Снова пересадка в Познани. А вот и Щецинек. Являюсь в кадровое заведение с импровизированным планом в голове. Война окончена, хочу демобилизации. Поэтому когда капитан Манохов, ведающий кадрами, предлагает мне должность техника по приборам в захолустной зенитной батарее, я отказываюсь. Я ссылаюсь на то, что последняя моя должность была майорская. Это правда. Вот документы. Вы не смотрите, что у меня одна звездочка на погонах. Вот тут написано — первая должность была капитанская, между прочим, а следующая — вот тут, видите — майорская, помощник начальника отдела боевой подготовки МУЛ ВЗА КА. Начальник отдела был полковник, а его помощники, независимо от звания, находились на майорских должностях. Поэтому, товарищ капитан, вы не смеете меня так понижать в должности, это трибунал может так понизить, а я никаких проступков не совершал. Вот так, ни за что ни про что, за здорово живешь, невинного человека — в техники по приборам? Ну, нет. Я не согласен!
Наши пререкания длятся три дня, на третий день уже не капитан какой‑то, а начальник управления кадров лично заявляет, что он меня отдаст под трибунал сейчас же. На этих условиях я соглашаюсь отправиться к месту службы с понижением.

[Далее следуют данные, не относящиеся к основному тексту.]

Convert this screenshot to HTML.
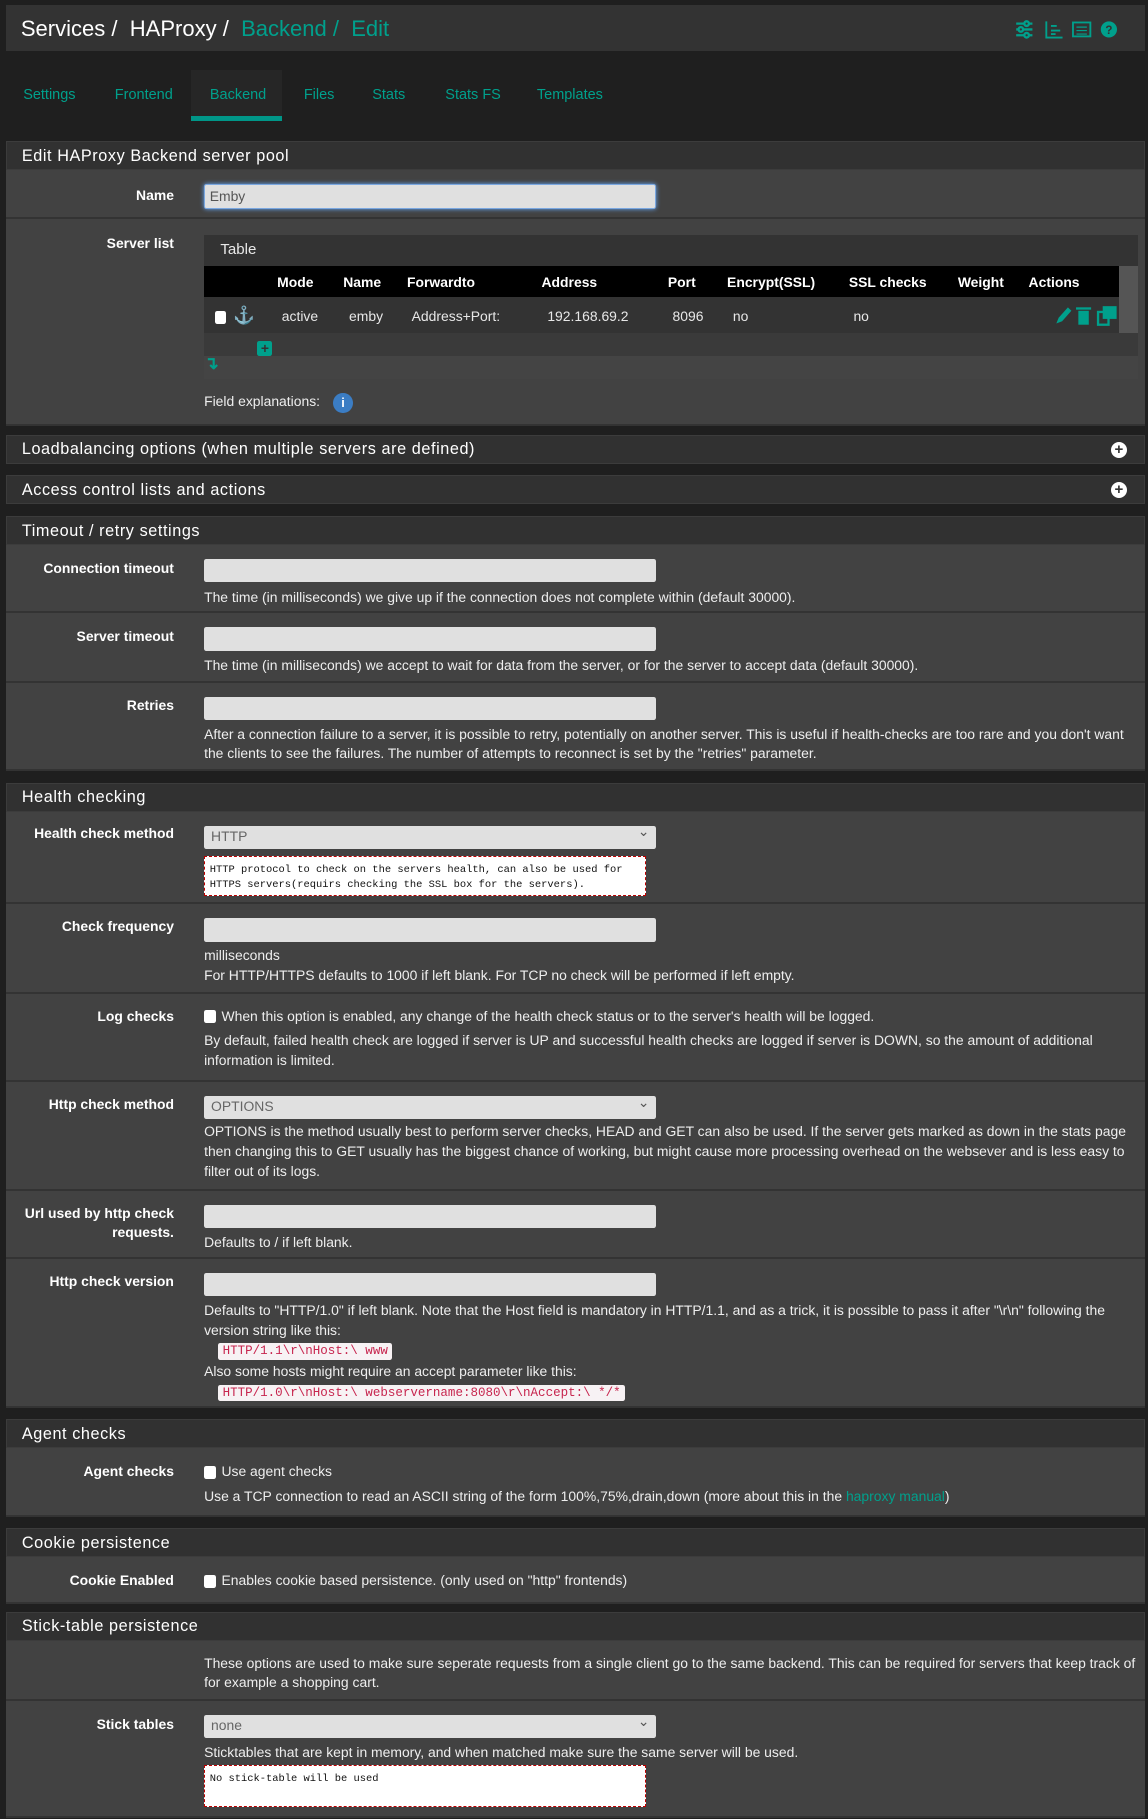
<!DOCTYPE html>
<html><head><meta charset="utf-8"><style>
html,body{margin:0;padding:0;background:#1f1f1f;width:1148px;height:1819px;overflow:hidden}
#w{zoom:1.1596;width:990px;height:1569px;position:relative;font-family:"Liberation Sans",sans-serif;color:#e8e8e8;font-size:12px}
.a{position:absolute}
.top{left:5px;top:4px;width:982px;height:40px;background:#333}
.top .t{position:absolute;left:13px;top:10px;font-size:19px;color:#fff}
.teal{color:#00a08c}
.tabs span{position:absolute;top:75px;font-size:12.5px;color:#00a08c}
.ph{left:5px;width:982px;height:25px;background:#313131;border:1px solid #3c3c3c;box-sizing:border-box;font-size:14px;color:#fff;letter-spacing:.5px;padding:4px 0 0 13px}
.row{left:5px;width:982px;background:#424242;border-bottom:2px solid #333;box-sizing:border-box}
.lb{position:absolute;right:837px;font-weight:bold;color:#fff;text-align:right;font-size:12px;line-height:17px}
.inp{position:absolute;left:171px;width:390px;height:20px;background:#e0e0e0;border-radius:2px}
.sel{font-size:12px;color:#666;padding:2px 6px;box-sizing:border-box}
.sel:after{content:"⌄";position:absolute;right:6px;top:-2px;color:#555}
.hl{position:absolute;left:171px;right:8px;line-height:17px;color:#eee}
.ta{position:absolute;left:171px;width:381px;background:#fff;border:1px dashed #b00;box-sizing:border-box;font-family:"Liberation Mono",monospace;font-size:9px;color:#111;padding:5px 4px;line-height:13px}
.cb{display:inline-block;width:10px;height:11px;background:#fff;border-radius:2px;vertical-align:-2px;margin-right:5px}
code{background:#f7f2f4;color:#c7254e;font-family:"Liberation Mono",monospace;font-size:10.8px;padding:1px 4px;border-radius:2px;margin-left:12px}
.plus{position:absolute;right:14px;top:5px;width:14px;height:14px;border-radius:50%;background:#fff;color:#333;font-weight:bold;font-size:13px;line-height:14px;text-align:center}
</style></head><body><div id="w">
<div class="a top"><div class="t">Services / &nbsp;HAProxy / &nbsp;<span class="teal">Backend / &nbsp;Edit</span></div>
<svg class="a" style="left:870px;top:12px" width="90" height="18" viewBox="0 0 90 18"><g stroke="#00a08c" stroke-width="2" fill="none"><path d="M1 4h14M1 9h14M1 14h14"/><circle cx="10" cy="4" r="2" fill="#333"/><circle cx="5" cy="9" r="2" fill="#333"/><circle cx="10" cy="14" r="2" fill="#333"/><path d="M27 2v14h14M31 6h5M31 10h8M31 13h4" stroke-width="1.6"/><rect x="50" y="3" width="15" height="12" stroke-width="1.6"/><path d="M53 7h9M53 10h9M53 13h9" stroke-width="1"/></g><circle cx="81" cy="9" r="7" fill="#00a08c"/><text x="78" y="13" font-size="10" fill="#333" font-weight="bold" font-family="Liberation Sans">?</text></svg>
</div>
<div class="tabs"><div class="a" style="left:165px;top:60px;width:78px;height:44px;background:#262626"></div><div class="a" style="left:165px;top:100px;width:78px;height:4px;background:#009688"></div>
<span style="left:20px">Settings</span><span style="left:99px">Frontend</span><span style="left:181px">Backend</span><span style="left:262px">Files</span><span style="left:321px">Stats</span><span style="left:384px">Stats FS</span><span style="left:463px">Templates</span></div>

<div class="a ph" style="top:122px">Edit HAProxy Backend server pool</div>
<div class="a row" style="top:147px;height:42px"><div class="lb" style="top:13px">Name</div><div class="inp" style="top:12px;height:21px;border:1px solid #7aa7e0;box-shadow:0 0 4px #6af;box-sizing:border-box;color:#555;padding:2px 4px">Emby</div></div>
<div class="a row" style="top:189px;height:178px"><div class="lb" style="top:13px">Server list</div>
<div class="a" style="left:171px;top:14px;width:805px;height:124px;background:#3a3a3a">
<div style="height:26px;background:#333;padding:5px 0 0 14px;box-sizing:border-box;font-size:13px">Table</div>
<div class="a" style="left:0;top:26px;width:789px;height:27px;background:#000;font-weight:bold;color:#fff">
<span class="a" style="left:63px;top:7px">Mode</span><span class="a" style="left:120px;top:7px">Name</span><span class="a" style="left:175px;top:7px">Forwardto</span><span class="a" style="left:291px;top:7px">Address</span><span class="a" style="left:400px;top:7px">Port</span><span class="a" style="left:451px;top:7px">Encrypt(SSL)</span><span class="a" style="left:556px;top:7px">SSL checks</span><span class="a" style="left:650px;top:7px">Weight</span><span class="a" style="left:711px;top:7px">Actions</span></div>
<div class="a" style="left:789px;top:26px;width:16px;height:58px;background:#555"></div>
<div class="a" style="left:0;top:53px;width:789px;height:31px;background:#333"><span class="cb a" style="left:9px;top:12px"></span><span class="a teal" style="left:25px;top:7px;font-size:15px">⚓</span>
<span class="a" style="left:67px;top:10px">active</span><span class="a" style="left:125px;top:10px">emby</span><span class="a" style="left:179px;top:10px">Address+Port:</span><span class="a" style="left:296px;top:10px">192.168.69.2</span><span class="a" style="left:404px;top:10px">8096</span><span class="a" style="left:456px;top:10px">no</span><span class="a" style="left:560px;top:10px">no</span>
<svg class="a" style="left:733px;top:7px" width="55" height="18"><path d="M2 16l2-5 8-9 3 3-8 9z" fill="#00a08c"/><rect x="21" y="5" width="9" height="12" fill="#00a08c"/><rect x="19" y="2" width="13" height="2" fill="#00a08c"/><rect x="38" y="6" width="9" height="11" fill="none" stroke="#00a08c" stroke-width="2"/><rect x="42" y="1" width="12" height="11" fill="#00a08c"/></svg></div>
<div class="a" style="left:46px;top:91px;width:13px;height:13px;background:#00a08c;border-radius:2px;color:#333;font-weight:bold;text-align:center;line-height:13px">+</div>
<div class="a" style="left:0;top:104px;width:805px;height:20px;background:#444"></div>
<span class="a teal" style="left:0;top:101px;font-size:15px;font-weight:bold">↴</span></div>
<div class="hl" style="top:149px">Field explanations: <span style="display:inline-block;width:17px;height:17px;border-radius:50%;background:#3b7dc4;color:#fff;text-align:center;font-size:11px;font-weight:bold;margin-left:8px;vertical-align:-1px">i</span></div></div>

<div class="a ph" style="top:375px">Loadbalancing options (when multiple servers are defined)<div class="plus">+</div></div>
<div class="a ph" style="top:410px">Access control lists and actions<div class="plus">+</div></div>

<div class="a ph" style="top:445px">Timeout / retry settings</div>
<div class="a row" style="top:470px;height:59px"><div class="lb" style="top:12px">Connection timeout</div><div class="inp" style="top:12px"></div><div class="hl" style="top:37px">The time (in milliseconds) we give up if the connection does not complete within (default 30000).</div></div>
<div class="a row" style="top:529px;height:60px"><div class="lb" style="top:12px">Server timeout</div><div class="inp" style="top:12px"></div><div class="hl" style="top:37px">The time (in milliseconds) we accept to wait for data from the server, or for the server to accept data (default 30000).</div></div>
<div class="a row" style="top:589px;height:76px"><div class="lb" style="top:11px">Retries</div><div class="inp" style="top:12px"></div><div class="hl" style="top:36px">After a connection failure to a server, it is possible to retry, potentially on another server. This is useful if health-checks are too rare and you don't want the clients to see the failures. The number of attempts to reconnect is set by the "retries" parameter.</div></div>

<div class="a ph" style="top:675px">Health checking</div>
<div class="a row" style="top:700px;height:80px"><div class="lb" style="top:11px">Health check method</div><div class="inp sel" style="top:12px">HTTP</div><div class="ta" style="top:38px;height:35px">HTTP protocol to check on the servers health, can also be used for HTTPS servers(requirs checking the SSL box for the servers).</div></div>
<div class="a row" style="top:780px;height:77px"><div class="lb" style="top:11px">Check frequency</div><div class="inp" style="top:12px"></div><div class="hl" style="top:36px">milliseconds<br>For HTTP/HTTPS defaults to 1000 if left blank. For TCP no check will be performed if left empty.</div></div>
<div class="a row" style="top:857px;height:76px"><div class="lb" style="top:11px">Log checks</div><div class="hl" style="top:11px"><span class="cb"></span>When this option is enabled, any change of the health check status or to the server's health will be logged.</div><div class="hl" style="top:32px">By default, failed health check are logged if server is UP and successful health checks are logged if server is DOWN, so the amount of additional information is limited.</div></div>
<div class="a row" style="top:933px;height:94px"><div class="lb" style="top:11px">Http check method</div><div class="inp sel" style="top:12px">OPTIONS</div><div class="hl" style="top:35px">OPTIONS is the method usually best to perform server checks, HEAD and GET can also be used. If the server gets marked as down in the stats page then changing this to GET usually has the biggest chance of working, but might cause more processing overhead on the websever and is less easy to filter out of its logs.</div></div>
<div class="a row" style="top:1027px;height:59px"><div class="lb" style="top:11px">Url used by http check<br>requests.</div><div class="inp" style="top:12px"></div><div class="hl" style="top:36px">Defaults to / if left blank.</div></div>
<div class="a row" style="top:1086px;height:128px"><div class="lb" style="top:11px">Http check version</div><div class="inp" style="top:12px"></div><div class="hl" style="top:36px">Defaults to "HTTP/1.0" if left blank. Note that the Host field is mandatory in HTTP/1.1, and as a trick, it is possible to pass it after "\r\n" following the version string like this:<br><code>HTTP/1.1\r\nHost:\ www</code><br>Also some hosts might require an accept parameter like this:<br><code>HTTP/1.0\r\nHost:\ webservername:8080\r\nAccept:\ */*</code></div></div>

<div class="a ph" style="top:1224px">Agent checks</div>
<div class="a row" style="top:1249px;height:59px"><div class="lb" style="top:12px">Agent checks</div><div class="hl" style="top:12px"><span class="cb"></span>Use agent checks</div><div class="hl" style="top:33px">Use a TCP connection to read an ASCII string of the form 100%,75%,drain,down (more about this in the <span class="teal">haproxy manual</span>)</div></div>

<div class="a ph" style="top:1318px">Cookie persistence</div>
<div class="a row" style="top:1343px;height:40px"><div class="lb" style="top:12px">Cookie Enabled</div><div class="hl" style="top:12px"><span class="cb"></span>Enables cookie based persistence. (only used on "http" frontends)</div></div>

<div class="a ph" style="top:1390px">Stick-table persistence</div>
<div class="a row" style="top:1415px;height:52px"><div class="hl" style="top:11px;right:0">These options are used to make sure seperate requests from a single client go to the same backend. This can be required for servers that keep track of for example a shopping cart.</div></div>
<div class="a row" style="top:1467px;height:101px"><div class="lb" style="top:12px">Stick tables</div><div class="inp sel" style="top:12px">none</div><div class="hl" style="top:36px">Sticktables that are kept in memory, and when matched make sure the same server will be used.</div><div class="ta" style="top:55px;height:36px">No stick-table will be used</div></div>
</div></body></html>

Надо ехать в зенитную часть, расположенную прямо на берегу Балтийского моря, штаб корпуса — в городе Слупск, ранее — Штольп.
Поехали. Пересадка в Кошалине поздним вечером, в непонятной околовокзальной тьме. Утром просыпаюсь в пустом поезде. В целом вагоне никого нет. И в соседнем никого нет. И в третьем. Поезд едет сравнительно быстро. Но нигде никого нет. А он все едет и едет, без остановок, по пустынной местности. Поезд — привидение везет меня в никуда. Я тогда не знал, что такую ситуацию надо называть сюрреалистической.
Примерно через час нашелся еще один обитатель поезда — кондуктор. На смешанном языке он мне объяснил, что конечный пункт — отнюдь не Слупск, а совершенно разрушенный город, Колобжег (б. Кольберг), где никто не живет. Но поезда туда ходят. Так надо. Поезд там постоит часок — полтора и повезет меня назад в Кошалин, где следует сесть на правильный поезд. Пока что — он мне не рекомендует удаляться от вокзала более чем на метр, потому что в развалинах все же кое‑кто есть, и эти люди будут не прочь мною заняться.